Due to the limitation of detected frequency of hardware sensors at present, our smartphone provides more amounts of data (20 Hz) than the smart glasses (5 Hz). However, we assumed more information of smartphone might give us better results while executing our feature selection and ranking process, but the outcomes seem to feedback the opposite answer. We anticipate the future design of smart glasses will come out with more accurate and refined sensors compared to the smartphone to help our new findings while efficient power consumption has been considered and resolved as well.

We also find that the most useful sensor data are among A (Accelerometer), LA (Linear Acceleration), and GS (Gyroscope) in our current proposed activities. However, there might be more possibilities and combinations of sensor data analysis beyond those three in our future experiments of any newly targeted activity. Moreover, we expect the eye-wearing wearable computers to understand and help users more, through a regular daily logging and life logging in our future experiments, as well as the future practical use by humans to bring us more research possibilities and living convenience.

6 Conclusion and Future Work

We study and analyze sensor data of both wearable computers and smartphones, and focus on how ‘head-tracking’ might provide more useful information for user’s activity recognition.
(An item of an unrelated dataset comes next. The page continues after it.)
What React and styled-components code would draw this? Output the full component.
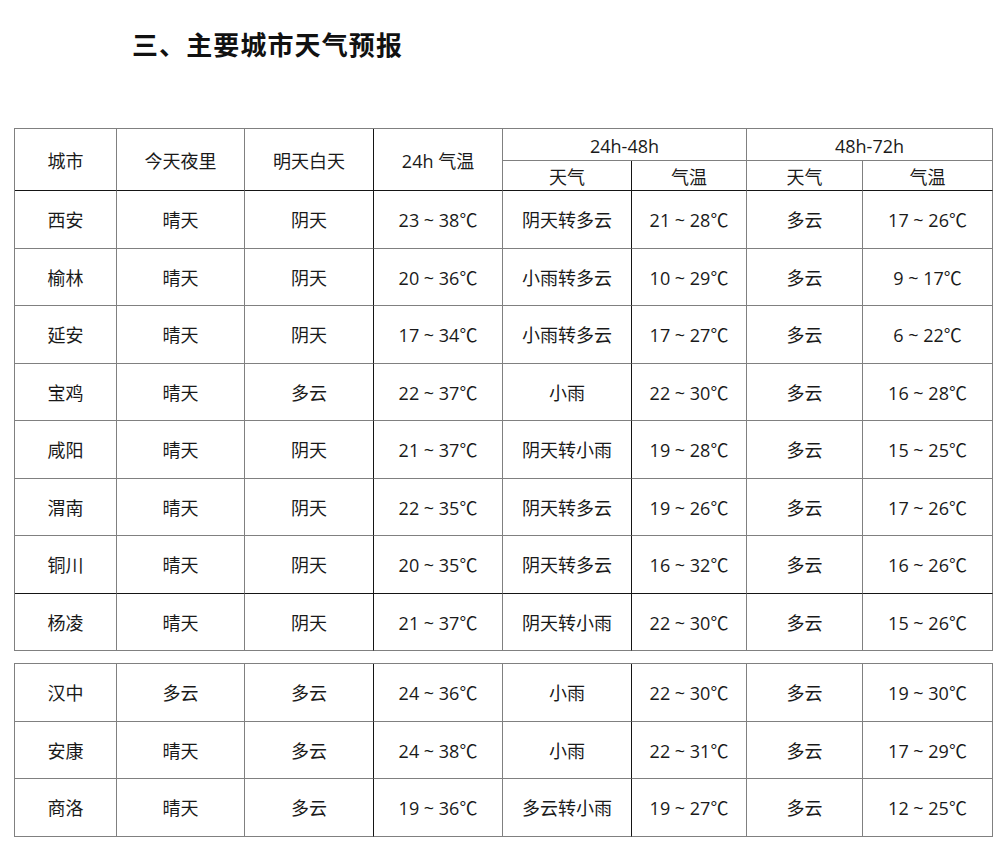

By annotating and extracting features of user’s ‘head-mounted’ behavior in our proposed activities, the system shows high accuracy of activity recognition, user-centric and real-time classifications for human’s head motions.

Our future work will bring us to design more user-friendly and scalable wearable applications, more recognitions on complex activity, diverse input data of various types for Machine Learning analysis, and combinational services for on-going observations in furthermore contexts of glass wearing experiences. Applications from many personalized analyses to interesting wearable services are examples for our upcoming works.